CHALLENGE:
The answer is a single number: how many lines hold the string "page".

RAW DATA:
========================================
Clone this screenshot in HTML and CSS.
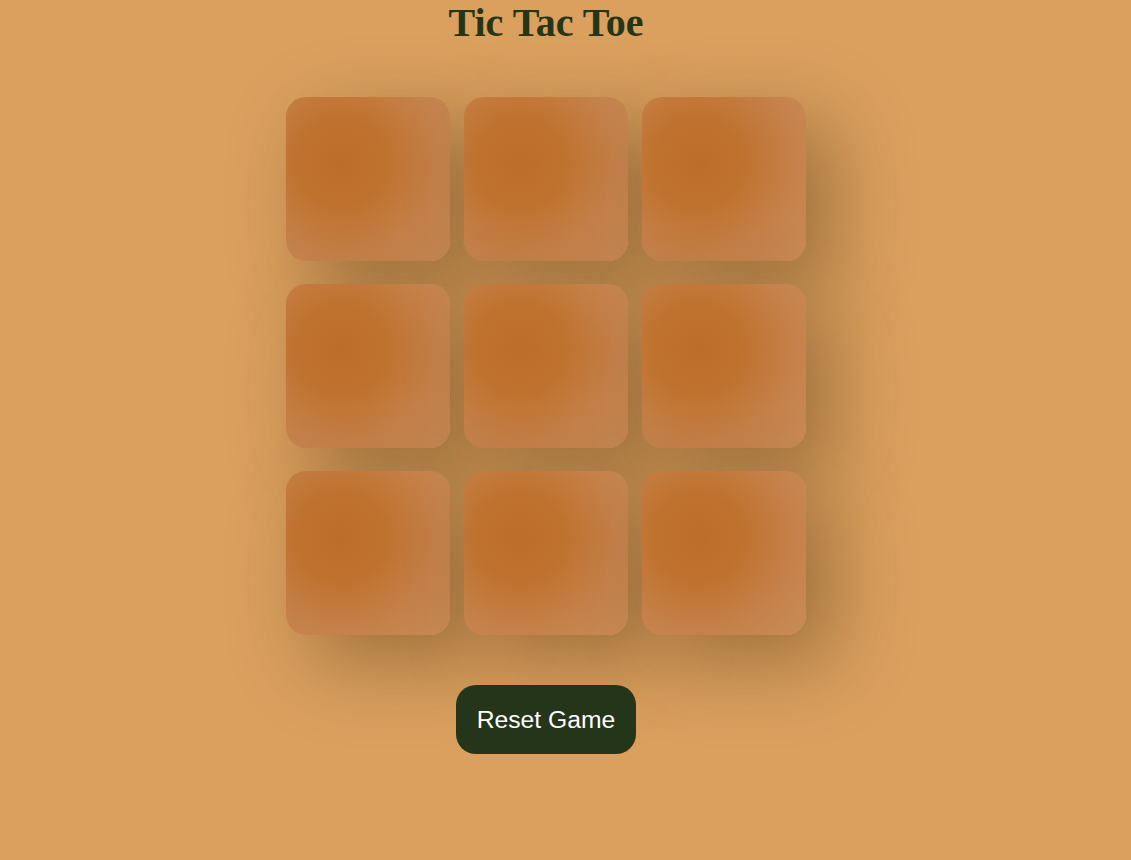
FILE: index.html
```html
<!DOCTYPE html>
<html>
<head>
<meta charset="utf-8">
<link rel="stylesheet" href="styles.css">
</head>
<body>
<main class="game">
  <h1 class="title">Tic Tac Toe</h1>
  <div class="board">
    <button class="cell"></button>
    <button class="cell"></button>
    <button class="cell"></button>
    <button class="cell"></button>
    <button class="cell"></button>
    <button class="cell"></button>
    <button class="cell"></button>
    <button class="cell"></button>
    <button class="cell"></button>
  </div>
  <button class="reset">Reset Game</button>
</main>
</body>
</html>
```
FILE: styles.css
```css
html, body {
  margin: 0;
  padding: 0;
  height: 100%;
}
body {
  background: #dba05e;
  font-family: "Liberation Serif", "Times New Roman", serif;
}
.game {
  display: flex;
  flex-direction: column;
  align-items: center;
  padding-right: 39px;
}
.title {
  margin: 0;
  font-size: 40px;
  font-weight: bold;
  line-height: 46px;
  color: #253518;
}
.board {
  margin-top: 51px;
  display: grid;
  grid-template-columns: repeat(3, 164px);
  grid-auto-rows: 164px;
  column-gap: 14px;
  row-gap: 23px;
}
.cell {
  border: none;
  padding: 0;
  border-radius: 20px;
  background: radial-gradient(circle at 34% 40%, #bd6d2a 0%, #bf722e 30%, #c5814a 65%, #c88a55 92%);
  box-shadow: 26px 26px 80px rgba(70, 45, 15, 0.42);
}
.reset {
  margin-top: 50px;
  width: 180px;
  height: 69px;
  border: none;
  border-radius: 20px;
  background: #253519;
  color: #ffffff;
  font-family: "Liberation Sans", Arial, sans-serif;
  font-size: 24.7px;
}
```
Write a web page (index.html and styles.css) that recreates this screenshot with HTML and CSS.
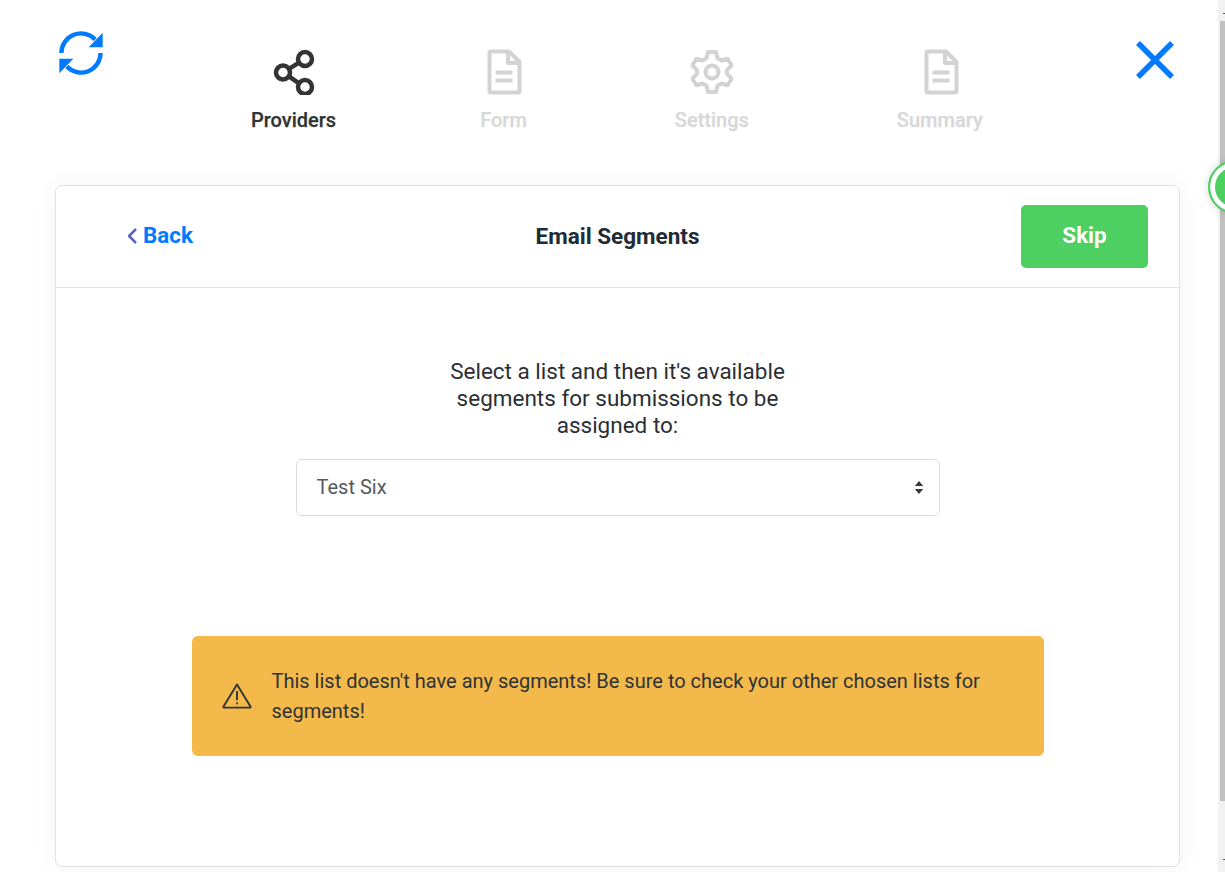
FILE: index.html
```html
<!DOCTYPE html>
<html lang="en">
<head>
<meta charset="utf-8">
<title>Email Segments</title>
<link rel="stylesheet" href="styles.css">
</head>
<body>
<div class="page">
  <header class="top">
    <svg class="refresh" viewBox="0 0 45 45" aria-hidden="true">
      <path class="blue-stroke" d="M2.5 22.5A20 20 0 0 1 37 8.7"/>
      <path class="blue-stroke" d="M42.5 22.5A20 20 0 0 1 8 36.3"/>
      <path class="blue-fill" d="M44.7 1.7V16.7H30.3Z"/>
      <path class="blue-fill" d="M.3 43.3V28.3H14.7Z"/>
    </svg>
    <nav class="steps">
      <div class="step active">
        <svg class="step-icon" viewBox="0 0 46 46" aria-hidden="true">
          <circle cx="34" cy="10" r="7"/><circle cx="12" cy="23.500" r="7"/><circle cx="34" cy="38" r="7"/>
          <path d="M18 19.800 28 13.700M18 27.300 28 34.300"/>
        </svg>
        <span>Providers</span>
      </div>
      <div class="step">
        <svg class="step-icon" viewBox="0 0 46 46" aria-hidden="true">
          <path d="M11 2.500H29L39.500 13V42A1.500 1.500 0 0 1 38 43.500H11A1.500 1.500 0 0 1 9.500 42V4A1.500 1.500 0 0 1 11 2.500Z"/>
          <path d="M28 2.500V14H39.500M15.500 23.500H32.500M15.500 31.500H32.500"/>
        </svg>
        <span>Form</span>
      </div>
      <div class="step">
        <svg class="step-icon" viewBox="0 0 46 46" aria-hidden="true">
          <circle cx="23" cy="23" r="6.500"/>
          <path d="M19 3H27L28.500 9.200 32.500 11.500 38.600 9.700 42.600 16.600 38 21V25L42.600 29.400 38.600 36.300 32.500 34.500 28.500 36.800 27 43H19L17.500 36.800 13.500 34.500 7.400 36.300 3.400 29.400 8 25V21L3.400 16.600 7.400 9.700 13.500 11.500 17.500 9.200Z"/>
        </svg>
        <span>Settings</span>
      </div>
      <div class="step">
        <svg class="step-icon" viewBox="0 0 46 46" aria-hidden="true">
          <path d="M11 2.500H29L39.500 13V42A1.500 1.500 0 0 1 38 43.500H11A1.500 1.500 0 0 1 9.500 42V4A1.500 1.500 0 0 1 11 2.500Z"/>
          <path d="M28 2.500V14H39.500M15.500 23.500H32.500M15.500 31.500H32.500"/>
        </svg>
        <span>Summary</span>
      </div>
    </nav>
    <svg class="close" viewBox="0 0 40 40" aria-hidden="true">
      <path d="M3 3 37 37M37 3 3 37"/>
    </svg>
  </header>

  <main class="card">
    <div class="card-head">
      <a class="back"><svg class="chev" viewBox="0 0 9 16" aria-hidden="true"><path d="M8 1 1 8 8 15"/></svg>Back</a>
      <h1 class="title">Email Segments</h1>
      <button class="skip">Skip</button>
    </div>
    <div class="card-body">
      <p class="intro">Select a list and then it's available segments for submissions to be assigned to:</p>
      <div class="select">
        <span>Test Six</span>
        <svg class="updown" viewBox="0 0 10 14" aria-hidden="true"><path d="M5 0 9.500 5.500H.5ZM5 14 .5 8.500H9.500Z"/></svg>
      </div>
      <div class="alert">
        <svg class="warn" viewBox="0 0 32 28" aria-hidden="true">
          <path d="M16 1.500 30.500 25.200A.8.8 0 0 1 30 26.500H2A.8.8 0 0 1 1.500 25.200Z"/>
          <path d="M16 8.500V18.500M16 21V23"/>
        </svg>
        <p>This list doesn't have any segments! Be sure to check your other chosen lists for segments!</p>
      </div>
    </div>
  </main>
</div>
<div class="scrollbar"><div class="thumb"></div></div>
<div class="bubble"></div>
</body>
</html>
```
FILE: styles.css
```css
* { box-sizing: border-box; }
html, body { margin: 0; height: 100%; overflow: hidden; background: #fff; }
body { font-family: Roboto, "Liberation Sans", sans-serif; color: #2b2f33; }
.page { width: 1218px; height: 872px; padding: 0 0 0 55px; display: flex; flex-direction: column; }
.top { height: 185px; width: 1125px; position: relative; display: flex; }
.refresh { position: absolute; left: 3.500px; top: 30.500px; width: 44px; height: 44px; }
.blue-stroke { fill: none; stroke: #007bff; stroke-width: 4.5; }
.blue-fill { fill: #007bff; }
.close { position: absolute; left: 1080px; top: 40px; width: 40px; height: 40px; fill: none; stroke: #007bff; stroke-width: 5.5; }
.steps { display: flex; gap: 148px; margin-left: 196px; padding-top: 49px; }
.step { display: flex; flex-direction: column; align-items: center; font-size: 20px; font-weight: 500; line-height: 24px; color: #d8d8d8; -webkit-text-stroke: .25px currentColor; }
.step.active { color: #333; margin-right: -4px; }
.step-icon { width: 46px; height: 46px; margin-bottom: 13px; fill: none; stroke: #d3d3d3; stroke-width: 4; stroke-linejoin: round; }
.step.active .step-icon { stroke: #333; stroke-width: 4.5; }
.card { width: 1125px; height: 682px; background: #fff; border: 1px solid #e2e2e2; border-radius: 7px; box-shadow: 0 0 24px rgba(0,0,0,.05); display: flex; flex-direction: column; }
.card-head { height: 102px; flex: none; border-bottom: 1px solid #e2e2e2; display: flex; align-items: center; justify-content: space-between; padding: 0 31px 0 72px; position: relative; }
.back { display: flex; align-items: center; gap: 6px; color: #007bff; font-size: 22.400px; font-weight: 700; padding-bottom: 4px; }
.chev { width: 9px; height: 16px; margin-top: 2px; fill: none; stroke: #5a63bd; stroke-width: 2.500; }
.title { position: absolute; left: 0; right: 0; text-align: center; margin: 0 0 2px; font-size: 22.500px; font-weight: 700; color: #212b36; pointer-events: none; }
.skip { width: 127px; height: 63px; border: 0; border-radius: 5px; background: #4ecf62; color: #fff; padding: 0 0 4px; font: 700 22.400px Roboto, sans-serif; }
.card-body { flex: 1; display: flex; flex-direction: column; align-items: center; padding-top: 70px; }
.intro { width: 350px; margin: 0 0 20px; text-align: center; font-size: 22.500px; line-height: 27px; color: #2b2f33; }
.select { width: 644px; height: 57px; border: 1px solid #dcdcdc; border-radius: 6px; padding: 0 20px 2px; display: flex; align-items: center; justify-content: space-between; font-size: 20px; color: #55595c; }
.updown { width: 10px; height: 13px; fill: #343a40; margin: 2px -5px 0 0; }
.alert { width: 852px; height: 120px; margin-top: 120px; background: #f3b94a; border-radius: 6px; display: flex; align-items: center; padding: 0 30px; gap: 19px; font-size: 20px; line-height: 30px; color: #2f3338; }
.alert p { margin: 0; }
.warn { width: 30px; height: 26px; margin-right: 1px; flex: none; fill: none; stroke: #2f3338; stroke-width: 2; stroke-linejoin: round; }
.scrollbar { position: absolute; right: 0; top: 0; width: 7px; height: 872px; background: #f1f1f1; }
.scrollbar::before, .scrollbar::after { content: ""; position: absolute; right: 0; width: 2px; height: 1px; background: #555; }
.scrollbar::before { top: 13px; }
.scrollbar::after { bottom: 12px; }
.thumb { margin: 21px 0 0 2px; height: 780px; background: #c1c1c1; }
.bubble { position: absolute; left: 1208px; top: 160px; width: 54px; height: 54px; border-radius: 50%; background: #4ecf62; border: 2px solid #4ecf62; box-shadow: inset 0 0 0 5px #fff, 0 0 10px rgba(0,0,0,.15); }
```
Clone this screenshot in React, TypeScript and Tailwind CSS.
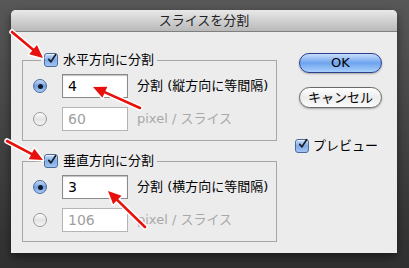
const font = "font-['DejaVu_Sans','Noto_Sans_CJK_JP',sans-serif]";

function AquaCheck() {
  return (
    <span className="flex h-[14px] w-[14px] shrink-0 items-center justify-center rounded-[3px] border border-[#4a6a9a] bg-gradient-to-b from-[#c8dcf6] via-[#7fabe6] to-[#9fc4f2] shadow-[inset_0_1px_1px_rgba(255,255,255,0.7)]">
      <svg width="14" height="14" viewBox="0 0 14 14" className="-mt-[3px] ml-[2px]">
        <path d="M2.5 7.5 L5.5 11 L12 1" fill="none" stroke="#1a1f2e" strokeWidth="2.4" strokeLinecap="round" strokeLinejoin="round" />
      </svg>
    </span>
  );
}

function Radio({ on }: { on: boolean }) {
  return on ? (
    <span className="flex h-[14px] w-[14px] shrink-0 items-center justify-center rounded-full border border-[#4a6a9a] bg-gradient-to-b from-[#c8dcf6] via-[#6f9fe0] to-[#a9ccf4]">
      <span className="h-[5px] w-[5px] rounded-full bg-[#111827]" />
    </span>
  ) : (
    <span className="h-[14px] w-[14px] shrink-0 rounded-full border border-[#9a9a9a] bg-gradient-to-b from-[#ffffff] via-[#e2e2e2] to-[#f6f6f6]" />
  );
}

function Field({ value, disabled }: { value: string; disabled?: boolean }) {
  return (
    <div
      className={
        disabled
          ? "flex h-[24px] w-[66px] items-center border border-[#b4b4b4] bg-white pl-[5px] text-[14px] text-[#a0a0a0]"
          : "flex h-[24px] w-[66px] items-center border border-[#8a8a8a] bg-white pl-[5px] text-[14px] text-black shadow-[inset_0_1px_1px_rgba(0,0,0,0.25)]"
      }
    >
      {value}
    </div>
  );
}

function Group({ title, count, size, dir }: { title: string; count: string; size: string; dir: string }) {
  return (
    <fieldset className="w-[255px] border border-[#a6a6a6] pb-[9px]">
      <legend className="ml-[18px] flex h-[16px] items-center gap-[5px] px-[3px] text-[13px] text-black">
        <AquaCheck />
        <span>{title}</span>
      </legend>
      <div className="flex flex-col gap-[9px] pl-[10px] pt-[6px]">
        <div className="flex items-center">
          <Radio on />
          <div className="ml-[15px]">
            <Field value={count} />
          </div>
          <span className="ml-[9px] text-[13px] text-black">分割 ({dir}に等間隔)</span>
        </div>
        <div className="flex items-center">
          <Radio on={false} />
          <div className="ml-[15px]">
            <Field value={size} disabled />
          </div>
          <span className="ml-[9px] text-[13px] text-[#a8a8a8]">pixel / スライス</span>
        </div>
      </div>
    </fieldset>
  );
}

function Arrow({ x1, y1, x2, y2 }: { x1: number; y1: number; x2: number; y2: number }) {
  const dx = x2 - x1;
  const dy = y2 - y1;
  const len = Math.hypot(dx, dy);
  const ux = dx / len;
  const uy = dy / len;
  const hl = 13;
  const hw = 6;
  const bx = x2 - ux * hl;
  const by = y2 - uy * hl;
  const head = `${x2},${y2} ${bx - uy * hw},${by + ux * hw} ${bx + uy * hw},${by - ux * hw}`;
  return (
    <g>
      <line x1={x1} y1={y1} x2={bx} y2={by} stroke="white" strokeWidth="5.5" strokeLinecap="round" />
      <polygon points={head} fill="white" stroke="white" strokeWidth="3" strokeLinejoin="round" />
      <line x1={x1} y1={y1} x2={bx + ux} y2={by + uy} stroke="#e8100c" strokeWidth="2.6" strokeLinecap="round" />
      <polygon points={head} fill="#e8100c" />
    </g>
  );
}

export default function App() {
  return (
    <div className={`relative h-[268px] w-[409px] overflow-hidden bg-gradient-to-b from-[#585858] to-[#303030] pl-[11px] pt-[10px] ${font}`}>
      <div className="flex h-[243px] w-[386px] flex-col overflow-hidden rounded-t-[5px] bg-[#ececec] shadow-[0_4px_10px_rgba(0,0,0,0.5)]">
        <div className="flex h-[22px] shrink-0 items-center justify-center border-b border-[#7f7f7f] bg-gradient-to-b from-[#e9e9e9] to-[#b9b9b9] text-[13px] text-[#222]">
          スライスを分割
        </div>
        <div className="flex px-[11px] pt-[20px]">
          <div className="flex flex-col gap-[12px]">
            <Group title="水平方向に分割" count="4" size="60" dir="縦方向" />
            <Group title="垂直方向に分割" count="3" size="106" dir="横方向" />
          </div>
          <div className="ml-[22px] flex flex-col pt-[1px]">
            <button className="flex h-[20px] w-[83px] items-center justify-center rounded-full border border-[#2b3f8f] bg-gradient-to-b from-[#c9defa] via-[#6fa3ee] to-[#a8d0fb] text-[13px] text-black shadow-[0_1px_2px_rgba(0,0,0,0.3)]">
              OK
            </button>
            <button className="mt-[14px] flex h-[21px] w-[83px] items-center justify-center rounded-full border border-[#6a6a6a] bg-gradient-to-b from-[#ffffff] via-[#ececec] to-[#fbfbfb] text-[13px] text-black shadow-[0_1px_2px_rgba(0,0,0,0.3)]">
              キャンセル
            </button>
            <div className="-ml-[4px] mt-[28px] flex items-center gap-[4px] text-[13px] text-black">
              <AquaCheck />
              <span>プレビュー</span>
            </div>
          </div>
        </div>
      </div>
      <svg className="pointer-events-none absolute inset-0" width="409" height="268">
        <Arrow x1={12} y1={32} x2={43} y2={58} />
        <Arrow x1={140} y1={108} x2={93} y2={87} />
        <Arrow x1={7} y1={141} x2={43} y2={160} />
        <Arrow x1={145} y1={227} x2={108} y2={191} />
      </svg>
    </div>
  );
}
========================================
EXERCISE ANSWER:
3